I requested the A Girl of the Limberlost from the library on audio but they got it in an eBook instead. I'm thrilled that they honored my request, but I will have to sit down and read it. 

At present I am enjoying (as always) some Wendell Berry. A world Lost is the story of Andy Catlett, a familiar name from the other Port William books. I am already smitten with it, just a few pages in. I just love how Berry knows people and knows how people know people. 

"Aunt Judith was the only woman I knew who smoked cigarettes, and this complicated the smell of her perfume in a way I rather liked."
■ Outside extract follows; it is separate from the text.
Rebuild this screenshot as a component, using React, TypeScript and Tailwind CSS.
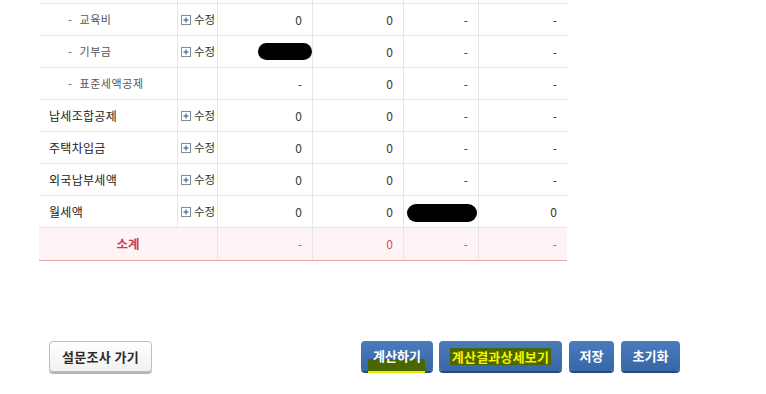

I liked this line because it is an intimate kind of knowing a person that is completely sound when it is a nephew knowing his aunt, but it is a kind of knowing that grown man ought not know a woman who was not his wife. I just love it. If you haven't, read more Wendell Berry. 

What are you reading?

Tuesday, February 3, 2015

Weekending












Our weekend was a good and wintry one. The snow fell almost constantly, though never really accumulated. We went for a bird-seeking nature walk through the botanic garden and ended up being able to see almost all the same birds in the peace and warmth of the car after an hour and a half walking in the 29F weather. Sunroof birding, I'm a fan.

We made authentic german strudel, to which I will devote an entire post, and a delicious batch of chili we enjoyed Saturday, Sunday, and today. I accidentally dumped in a heaping helping of dry rub, thinking it was chili seasoning. Julian said it was some of the best chili he'd ever had! It was also the first time I've used my home canned chili base and I was very happy with it!